No matter who pays them, multispecialty groups are usually going to have a greater capability, says Margaret E. O'Kane, president of the National Committee for Quality Assurance. "Whether that potential is realized depends on whether they have good management, whether they have good IT."
Steve McDermott, executive director of Hill Physicians Medical Group, one of the largest IPAs in the country, reminds us that so much happens in the doctor's office. "While the turnover rate at the plan level tends to be high, it is low at the provider level, so disease screening and prevention makes sense at our level."
Large for-profit health plans have a lot to learn from the relationship between not-for-profit plans and highly organized physician groups, says Jay Crosson, MD, executive director of the Permanente Federation, which supports the quality improvement efforts of the Permanente Medical Groups and the 14,000 physicians associated with Kaiser Permanente.
"Large for-profit plans might want to look at the cost of health care services across the country and compare commercial costs in areas such as California, Oregon, Washington, and the upper Midwest — Minnesota, Wisconsin, Iowa, where the markets and practice patterns have been shaped by large-group practices — to the costs in areas like New York City, Chicago, and Miami, where solo practice reigns," he says. "There is a 25 percent to 30 percent difference — the former lower than the latter."
Grouping providers
McDermott says that plans such as Aetna and Humana "bring a level of oversight and accountability that adds to the quality factor that the old Blue Cross Blue Shield plans never did. However, if they are not grouping up their providers, then it is still a disaggregated environment with all the usual disconnects, redundancy, lack of coordination, and little or no structure."

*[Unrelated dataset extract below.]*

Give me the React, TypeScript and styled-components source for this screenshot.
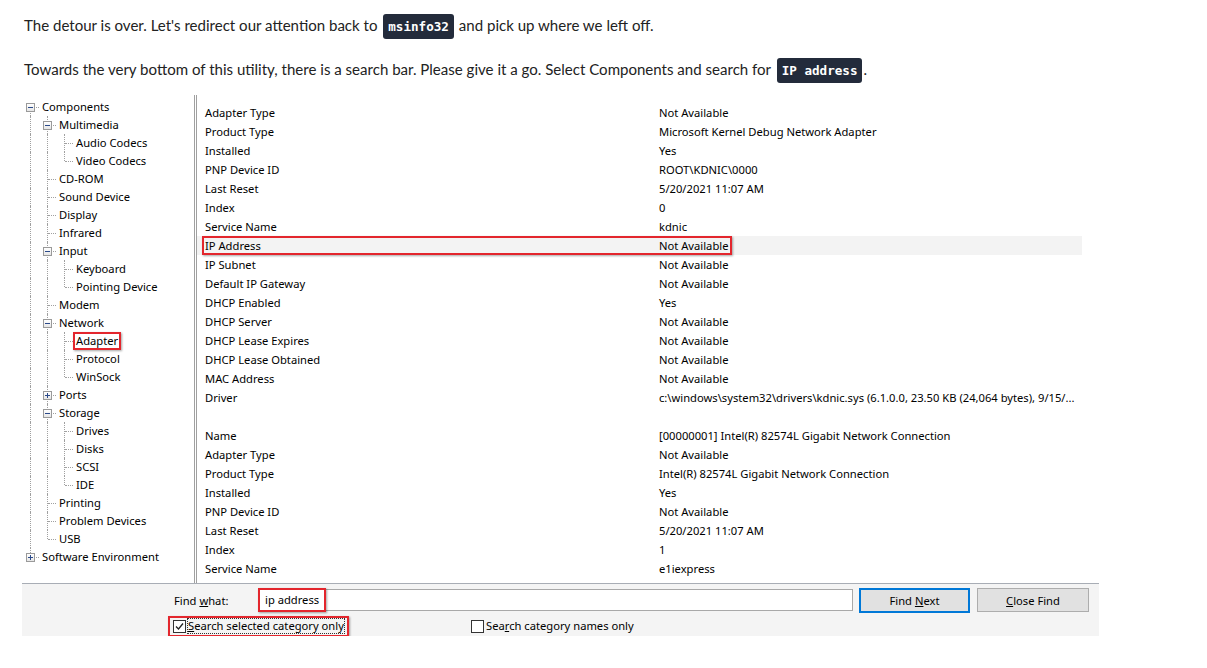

No matter what type group an insurer contracts with, the health plan should keep in mind that its success is tied to the success of its doctors, Gillies says. "Health plans should try to determine how they can help their affiliated physicians, especially those without a lot of support resources at their disposal, improve the quality of care provided," she says. "It may be helping or encouraging their affiliated physicians to develop the ability to do processes of care; it may be helping and encouraging development of IT capabilities; it may be providing physicians with lists of patients, like a registry, with different conditions, e.g., diabetes, asthma, to improve the physician's ability to treat specific populations. Health plans can help shape the care provided by financial assistance, paying bonuses for quality."
All the experts agree: Whether it's solo practices, multispecialty networks contracting with for-profits, or staff- or group-model systems working with not-for-profits, the more cooperation between payer and provider, the better.
Putting it all together
O'Kane, of the NCQA, trots out a metaphor that she's heard at health care conferences she's attended over the years. "The American health care system is like buying a car where they come and put the parts on your lawn. What we're all looking for is the entity that puts it all together and that is able to be accountable for the performance of the vehicle, rather than whether you got good spark plugs."